9 min readJun 20, 2018

For background on why all of a sudden there’s Bayesian content on this blog, see here.

Rambling Introduction 🤦

After wrapping up Bayesian Methods for Hackers (9/10 would recommend), I’ve been working with Uber’s Pyro library for the past few weeks. Pyro is a deep universal probabilistic programming language build on top of the PyTorch deep learning framework. Sounds fancy, but don’t let that scare you! My experience has been two parts challenging, one part fun, and I wouldn’t have it any other way.

One of the biggest obstacles has been the relative youth of the library. Pyro was open-sourced in December 2017 and is built on PyTorch which was itself released in October 2016. On top of that, probabilistic programming and Bayesian methods have always been relatively niche and even in the past few years have taken a backseat to more “mainstream” deep learning like CNNs and RNNs. Thus, the existing literature and tutorials are mainly written by and for academic, math-y types — efficient for the important folks, harder to parse for newbies like me.

As I sit on some of these concepts I’m going to try and re-explain them in my own words, to solidify my own understanding and hopefully help fill a gap in existing documentation.

This post only assumes basic knowledge of how probability distributions work (this might be a decent starting point if you want a refresher or reference point). I will walk you through all of the Pyro parts, with the disclaimer that I am not (yet) a complete expert.

Ridiculous Analogy 🙄

Let’s start with the most immediate and important new concept Pyro introduced to me: the guide.

To reason about the guide, you must start with a model. You can think of the model as an arbitrary python function.

But to make our initial neural connection, we’ll be using another definition: the smoking hot swimsuit model, say, Kate Upton.

To understand the guide, think up this scenario:

The guide is madly in love with the model. He’s made it his life’s mission to pursue her, and he’s willing to go to the ends of the latent space to breathe the same air as her. So he follows her everywhere she goes (kinda creepy yeah but bear with me).
The model gets into the most exclusive clubs and parties and constantly has a security detail.
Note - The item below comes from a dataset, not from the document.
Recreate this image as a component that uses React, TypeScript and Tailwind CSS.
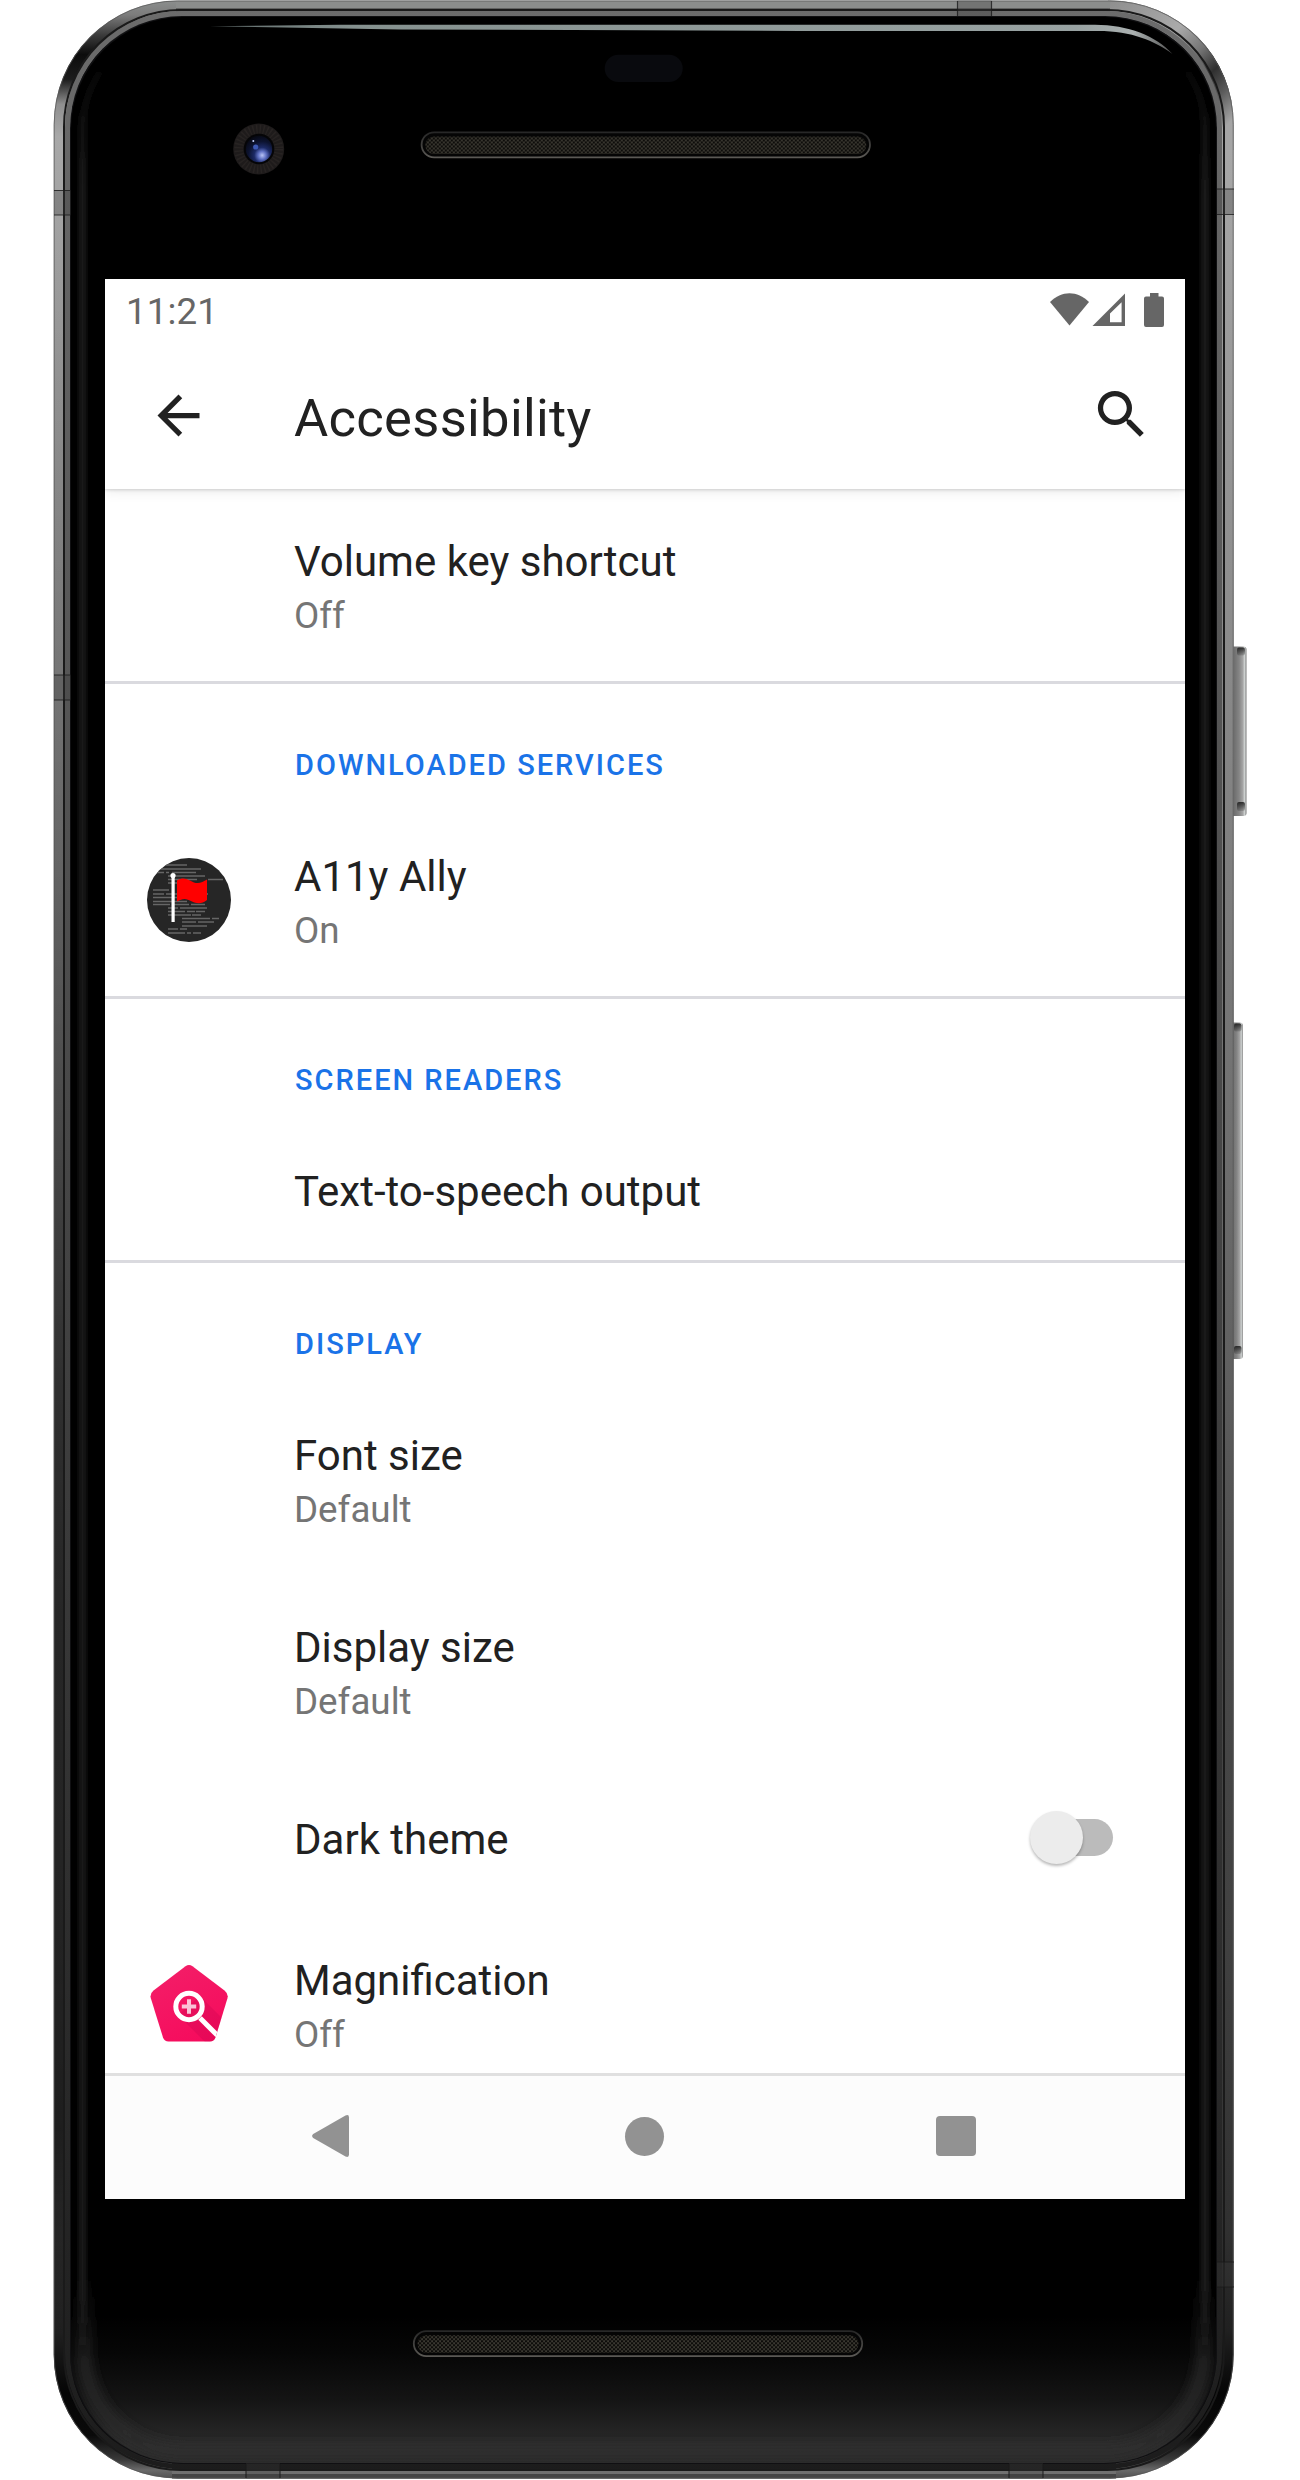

In this scenario, we are paparazzi who are trying to follow the model around. The problem is, she can hop on her private jet and could be anywhere on Earth at any given time. Luckily, following her isn’t work but more like eating, drinking, and breathing for the guide. His obsession means that he is never far away from the model, chasing her wherever she goes. Even at these exclusive parties, he can be found right outside the building. And so, by simply tracking the guide we are able to get a very accurate location for the model at any given time.

In practice, it might look something like this, where P(Z|X) is the model and Q(z) is the guide:

Q is a much “simpler” Gaussian distribution than P, but it is the closest possible Gaussian to P. Obviously, in real life with real distributions we will aim for a closer approximation.

Actual Content 😱

Let’s use this concept to build a probabilistic model.

Every time James, Tiger, and Jason go to The French Laundry, they play credit card roulette to determine who pays. This began as a form of good-natured entertainment since they’re all rational human beings who know that it should even out over time. After 20 meals, James has picked up 4 bills, Tiger has paid for 9, and Jason has been responsible for 7.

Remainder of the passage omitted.